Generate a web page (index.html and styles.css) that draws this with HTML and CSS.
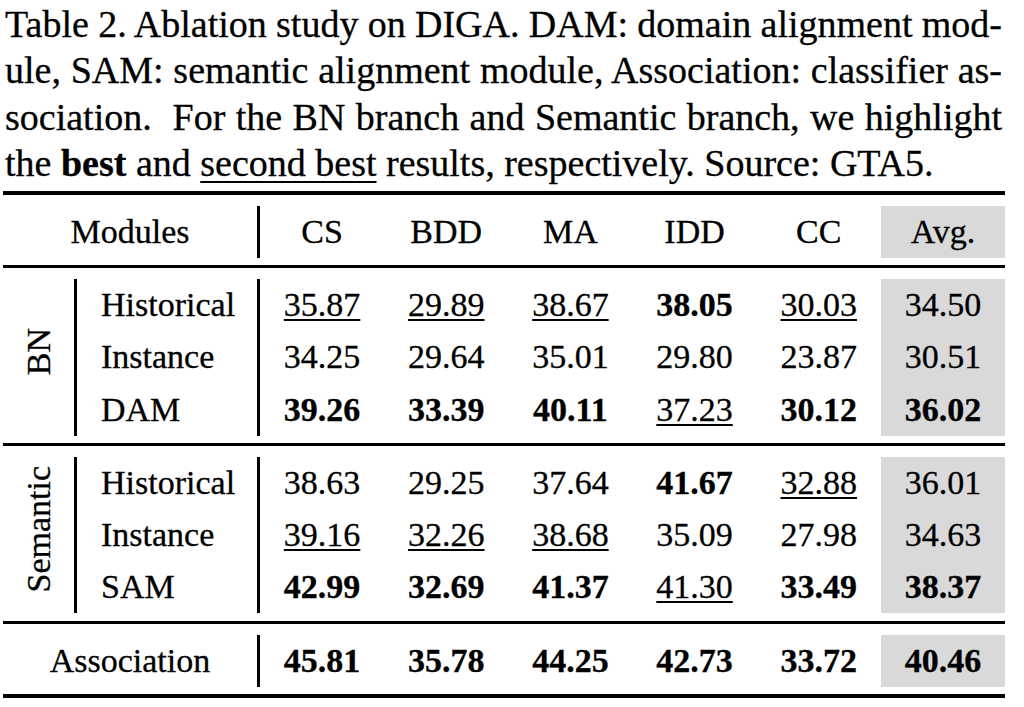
FILE: index.html
```html
<!DOCTYPE html>
<html lang="en">
<head>
<meta charset="utf-8">
<title>Table 2. Ablation study on DIGA</title>
<link rel="stylesheet" href="styles.css">
</head>
<body>
<div class="page">
  <p class="caption">
    <span class="line">Table 2. Ablation study on DIGA. DAM: domain alignment mod-</span>
    <span class="line">ule, SAM: semantic alignment module, Association: classifier as-</span>
    <span class="line">sociation.&nbsp; For the BN branch and Semantic branch, we highlight</span>
    <span class="line last">the <b>best</b> and <u>second best</u> results, respectively. Source: GTA5.</span>
  </p>

  <div class="table">
    <div class="section head">
      <div class="merged">Modules</div>
      <div class="num">CS</div>
      <div class="num">BDD</div>
      <div class="num">MA</div>
      <div class="num">IDD</div>
      <div class="num">CC</div>
      <div class="num avg">Avg.</div>
    </div>

    <div class="section bn">
      <div class="label"><span>BN</span></div>
      <div class="name">Historical</div>
      <div class="num"><u>35.87</u></div>
      <div class="num"><u>29.89</u></div>
      <div class="num"><u>38.67</u></div>
      <div class="num"><b>38.05</b></div>
      <div class="num"><u>30.03</u></div>
      <div class="num avg">34.50</div>

      <div class="name">Instance</div>
      <div class="num">34.25</div>
      <div class="num">29.64</div>
      <div class="num">35.01</div>
      <div class="num">29.80</div>
      <div class="num">23.87</div>
      <div class="num avg">30.51</div>

      <div class="name">DAM</div>
      <div class="num"><b>39.26</b></div>
      <div class="num"><b>33.39</b></div>
      <div class="num"><b>40.11</b></div>
      <div class="num"><u>37.23</u></div>
      <div class="num"><b>30.12</b></div>
      <div class="num avg"><b>36.02</b></div>
    </div>

    <div class="section sem">
      <div class="label"><span>Semantic</span></div>
      <div class="name">Historical</div>
      <div class="num">38.63</div>
      <div class="num">29.25</div>
      <div class="num">37.64</div>
      <div class="num"><b>41.67</b></div>
      <div class="num"><u>32.88</u></div>
      <div class="num avg">36.01</div>

      <div class="name">Instance</div>
      <div class="num"><u>39.16</u></div>
      <div class="num"><u>32.26</u></div>
      <div class="num"><u>38.68</u></div>
      <div class="num">35.09</div>
      <div class="num">27.98</div>
      <div class="num avg">34.63</div>

      <div class="name">SAM</div>
      <div class="num"><b>42.99</b></div>
      <div class="num"><b>32.69</b></div>
      <div class="num"><b>41.37</b></div>
      <div class="num"><u>41.30</u></div>
      <div class="num"><b>33.49</b></div>
      <div class="num avg"><b>38.37</b></div>
    </div>

    <div class="section assoc">
      <div class="merged">Association</div>
      <div class="num"><b>45.81</b></div>
      <div class="num"><b>35.78</b></div>
      <div class="num"><b>44.25</b></div>
      <div class="num"><b>42.73</b></div>
      <div class="num"><b>33.72</b></div>
      <div class="num avg"><b>40.46</b></div>
    </div>
  </div>
</div>
</body>
</html>
```

FILE: styles.css
```css
html, body {
  margin: 0;
  padding: 0;
  background: #ffffff;
}

body {
  color: #000000;
  font-family: "Liberation Serif", "Times New Roman", serif;
  -webkit-text-stroke: 0.3px #000000;
}

.page {
  width: 1002px;
  margin-left: 3px;
}

/* ---------- caption ---------- */
.caption {
  margin: 0 0 0 2px;
  padding-top: 1px;
  width: 997px;
  font-size: 38px;
  line-height: 46.3px;
}

.caption .line {
  display: block;
  text-align: justify;
  text-align-last: justify;
  word-spacing: -2px;
}

.caption .line.last {
  text-align: left;
  text-align-last: left;
  word-spacing: 0;
}

.caption u {
  text-decoration-thickness: 2px;
  text-underline-offset: 5px;
}

/* ---------- table ---------- */
.table {
  margin-top: 4.8px;
  border-top: 4px solid #000000;
}

.section {
  display: grid;
  grid-template-columns: 71px 186px repeat(6, 1fr);
  grid-auto-rows: 52px;
  padding: 11px 0 7px;
  border-bottom: 3px solid #000000;
  font-size: 34px;
  line-height: 1;
}

.section.bn {
  grid-auto-rows: 52.33px;
}

.section.sem {
  padding-bottom: 8px;
}

.section.assoc {
  border-bottom-width: 4px;
}

.num,
.merged,
.name {
  display: flex;
  align-items: center;
  white-space: nowrap;
}

.num,
.merged {
  justify-content: center;
}

.merged {
  grid-column: span 2;
  border-right: 3px solid #000000;
}

.name {
  justify-content: flex-start;
  padding-left: 24px;
  border-left: 3px solid #000000;
  border-right: 3px solid #000000;
}

.avg {
  background: #d9d9d9;
}

.num u {
  text-decoration-thickness: 2px;
  text-underline-offset: 3px;
}

.label {
  grid-row: span 3;
  grid-column: 1;
  display: flex;
  align-items: center;
  justify-content: center;
  padding-bottom: 12px;
}

.label span {
  writing-mode: vertical-rl;
  transform: rotate(180deg);
  line-height: 34px;
  white-space: nowrap;
}
```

━━━━━━━━━━━━━━━━━━━━

Problem details →
Show all lines from the data above in which the word "styles" appears.

Worked answer →
Generate a web page (index.html and styles.css) that draws this with HTML and CSS.
<link rel="stylesheet" href="styles.css">
FILE: styles.css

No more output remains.